Lo primero que hizo el doctor Peter Black el jueves por la mañana fue ir a ver a Tasha. Según todos los criterios médicos, a estas alturas ya debería de estar muerta, pensó angustiado mientras caminaba hacia la habitación de la paciente.
Quizá había sido una equivocación implicarla en el experimento, pensó. Por lo general, este experimento producía resultados clínicos positivos, y en ocasiones fascinantes, pero resultaba difícil llevarlo a cabo, sobre todo por culpa de la madre de Tasha. Barbara Colbert era demasiado avispada y estaba muy bien relacionada. Había muchos pacientes ingresados que eran candidatos apropiados para esta extraordinaria investigación, pacientes cuyos parientes jamás sospecharían nada extraño y que considerarían un regalo del cielo que el enfermo recobrara la lucidez en el postrer instante.
Nunca tendría que haber dicho al doctor Logue que Harvey Magim pareció reconocer a su mujer al final, se reprendió Black. Pero ahora ya era demasiado tarde para detenerse. Era preciso dar el siguiente paso. Se lo habían dejado muy claro. El nuevo paso estaba contenido en el paquete que había traído del laboratorio de West Redding, y ahora se encontraba a buen recaudo en el bolsillo de su chaleco.

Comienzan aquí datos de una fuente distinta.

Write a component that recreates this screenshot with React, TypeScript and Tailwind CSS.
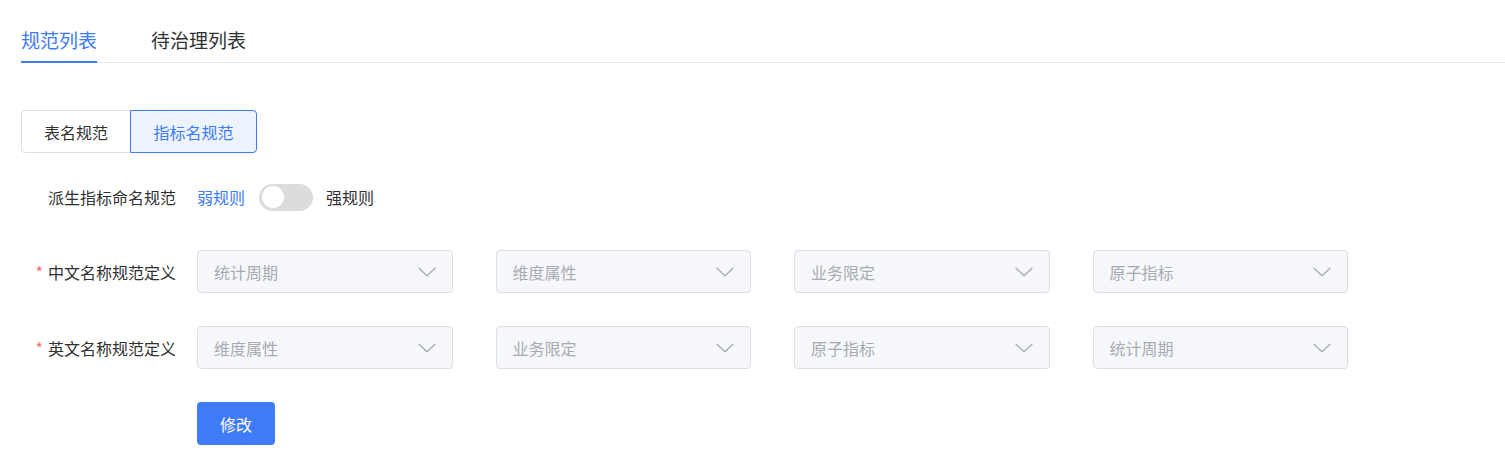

Cuando entró en la habitación, encontró a la enfermera de guardia dormida junto a la cama de Tasha. Estupendo, pensó. Una enfermera dormida era justo lo que necesitaba. Le proporcionaría una excusa para echarla de la habitación.
—Sugiero que vaya a tomar una taza de café —dijo con severidad tras despertarla sin miramientos—. Tráigala aquí. La esperaré. ¿Dónde está la señora Colbert?
—Dormida en el sofá —susurró la enfermera—. Pobre mujer, al final se durmió. Sus hijos ya se han ido. Volverán esta noche.
Black asintió y se volvió hacia la paciente, mientras la enfermera salía. El estado de Tasha no había variado en absoluto. Se había estabilizado gracias a la inyección que le había administrado cuando empezaba a declinar.
Sacó el pequeño paquete del bolsillo. Pesaba mucho para su tamaño, o al menos eso le pareció. La inyección de la noche anterior había dado los resultados esperados, pero la que iba a administrarle ahora era totalmente impredecible.
Logue ha perdido el control, pensó.
Levantó el brazo fláccido de Tasha y lo palpó hasta encontrar una vena apropiada. Clavó la aguja y vio cómo el líquido desaparecía de la jeringuilla.
Consultó su reloj. Eran las ocho de la mañana. Dentro de doce horas todo habría terminado, de una forma u otra. Entretanto, debía afrontar la desagradable perspectiva de la entrevista que había concedido a aquella periodista chismosa, Fran Simmons.